Provided data.
════════════════
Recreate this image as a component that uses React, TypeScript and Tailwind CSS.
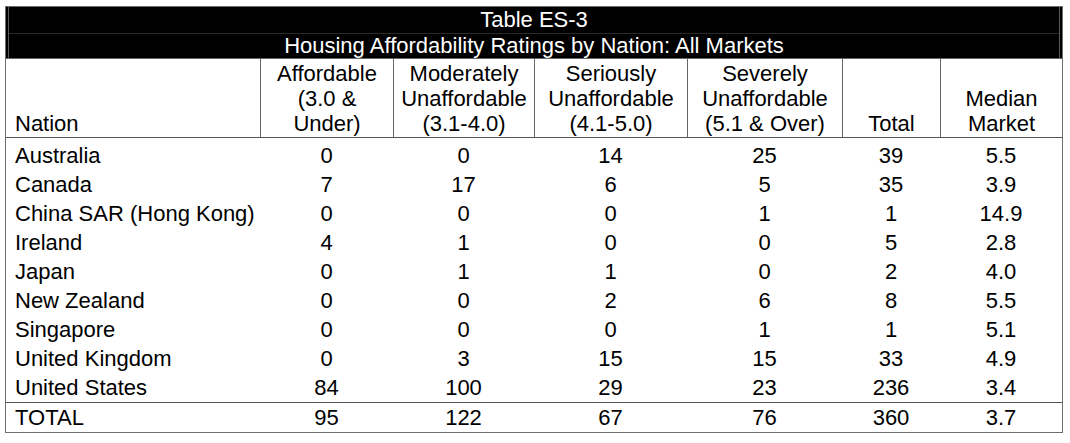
const rows: [string, string, string, string, string, string, string][] = [
  ['Australia', '0', '0', '14', '25', '39', '5.5'],
  ['Canada', '7', '17', '6', '5', '35', '3.9'],
  ['China SAR (Hong Kong)', '0', '0', '0', '1', '1', '14.9'],
  ['Ireland', '4', '1', '0', '0', '5', '2.8'],
  ['Japan', '0', '1', '1', '0', '2', '4.0'],
  ['New Zealand', '0', '0', '2', '6', '8', '5.5'],
  ['Singapore', '0', '0', '0', '1', '1', '5.1'],
  ['United Kingdom', '0', '3', '15', '15', '33', '4.9'],
  ['United States', '84', '100', '29', '23', '236', '3.4'],
];

const total = ['TOTAL', '95', '122', '67', '76', '360', '3.7'];

const cols = 'grid grid-cols-[254px_133px_141px_153px_155px_98px_122px]';

function DataRow({ cells }: { cells: string[] }) {
  return (
    <div className={`${cols} h-[29px] leading-[29px]`}>
      {cells.map((c, i) =>
        i === 0 ? (
          <div key={i} className="pl-[9px] whitespace-nowrap">
            {c}
          </div>
        ) : (
          <div key={i} className="text-center">
            {c}
          </div>
        ),
      )}
    </div>
  );
}

export default function App() {
  return (
    <div className="w-[1070px] h-[443px] bg-white font-['Liberation_Sans',Arial,sans-serif] text-[22px] text-black">
      <div className="ml-[5px] mt-[6px] w-[1058px] border border-[#6e6e6e]">
        {/* title band */}
        <div className="bg-black px-[2px] border-b border-[#666]">
          <div className="border-x border-[#5a5a5a] text-white text-center whitespace-nowrap">
            <div className="h-[26px] leading-[26px]">Table ES-3</div>
            <div className="h-px bg-[#2a2a2a]" />
            <div className="h-[24px] leading-[24px]">Housing Affordability Ratings by Nation: All Markets</div>
          </div>
        </div>

        {/* column headers */}
        <div className={`${cols} h-[79px] border-b border-[#555] leading-[25px] whitespace-nowrap`}>
          <div className="flex items-end pl-[9px] pb-px">Nation</div>
          <div className="flex items-end justify-center border-l border-[#666] pb-px text-center">
            Affordable
            <br />
            (3.0 &amp;
            <br />
            Under)
          </div>
          <div className="flex items-end justify-center border-l border-[#666] pb-px text-center">
            Moderately
            <br />
            Unaffordable
            <br />
            (3.1-4.0)
          </div>
          <div className="flex items-end justify-center border-l border-[#666] pb-px text-center">
            Seriously
            <br />
            Unaffordable
            <br />
            (4.1-5.0)
          </div>
          <div className="flex items-end justify-center border-l border-[#666] pb-px text-center">
            Severely
            <br />
            Unaffordable
            <br />
            (5.1 &amp; Over)
          </div>
          <div className="flex items-end justify-center border-l border-[#666] pb-px">Total</div>
          <div className="flex items-end justify-center border-l border-[#666] pb-px text-center">
            Median
            <br />
            Market
          </div>
        </div>

        {/* body */}
        <div className="pt-[3px] border-b border-[#555]">
          {rows.map((r) => (
            <DataRow key={r[0]} cells={r} />
          ))}
        </div>
        <DataRow cells={total} />
      </div>
    </div>
  );
}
════════════════
Exercise instructions. Transcribe the full listing above exactly, with the images removed.

The completed task.
Recreate this image as a component that uses React, TypeScript and Tailwind CSS.
const rows: [string, string, string, string, string, string, string][] = [
  ['Australia', '0', '0', '14', '25', '39', '5.5'],
  ['Canada', '7', '17', '6', '5', '35', '3.9'],
  ['China SAR (Hong Kong)', '0', '0', '0', '1', '1', '14.9'],
  ['Ireland', '4', '1', '0', '0', '5', '2.8'],
  ['Japan', '0', '1', '1', '0', '2', '4.0'],
  ['New Zealand', '0', '0', '2', '6', '8', '5.5'],
  ['Singapore', '0', '0', '0', '1', '1', '5.1'],
  ['United Kingdom', '0', '3', '15', '15', '33', '4.9'],
  ['United States', '84', '100', '29', '23', '236', '3.4'],
];

const total = ['TOTAL', '95', '122', '67', '76', '360', '3.7'];

const cols = 'grid grid-cols-[254px_133px_141px_153px_155px_98px_122px]';

function DataRow({ cells }: { cells: string[] }) {
  return (
    <div className={`${cols} h-[29px] leading-[29px]`}>
      {cells.map((c, i) =>
        i === 0 ? (
          <div key={i} className="pl-[9px] whitespace-nowrap">
            {c}
          </div>
        ) : (
          <div key={i} className="text-center">
            {c}
          </div>
        ),
      )}
    </div>
  );
}

export default function App() {
  return (
    <div className="w-[1070px] h-[443px] bg-white font-['Liberation_Sans',Arial,sans-serif] text-[22px] text-black">
      <div className="ml-[5px] mt-[6px] w-[1058px] border border-[#6e6e6e]">
        {/* title band */}
        <div className="bg-black px-[2px] border-b border-[#666]">
          <div className="border-x border-[#5a5a5a] text-white text-center whitespace-nowrap">
            <div className="h-[26px] leading-[26px]">Table ES-3</div>
            <div className="h-px bg-[#2a2a2a]" />
            <div className="h-[24px] leading-[24px]">Housing Affordability Ratings by Nation: All Markets</div>
          </div>
        </div>

        {/* column headers */}
        <div className={`${cols} h-[79px] border-b border-[#555] leading-[25px] whitespace-nowrap`}>
          <div className="flex items-end pl-[9px] pb-px">Nation</div>
          <div className="flex items-end justify-center border-l border-[#666] pb-px text-center">
            Affordable
            <br />
            (3.0 &amp;
            <br />
            Under)
          </div>
          <div className="flex items-end justify-center border-l border-[#666] pb-px text-center">
            Moderately
            <br />
            Unaffordable
            <br />
            (3.1-4.0)
          </div>
          <div className="flex items-end justify-center border-l border-[#666] pb-px text-center">
            Seriously
            <br />
            Unaffordable
            <br />
            (4.1-5.0)
          </div>
          <div className="flex items-end justify-center border-l border-[#666] pb-px text-center">
            Severely
            <br />
            Unaffordable
            <br />
            (5.1 &amp; Over)
          </div>
          <div className="flex items-end justify-center border-l border-[#666] pb-px">Total</div>
          <div className="flex items-end justify-center border-l border-[#666] pb-px text-center">
            Median
            <br />
            Market
          </div>
        </div>

        {/* body */}
        <div className="pt-[3px] border-b border-[#555]">
          {rows.map((r) => (
            <DataRow key={r[0]} cells={r} />
          ))}
        </div>
        <DataRow cells={total} />
      </div>
    </div>
  );
}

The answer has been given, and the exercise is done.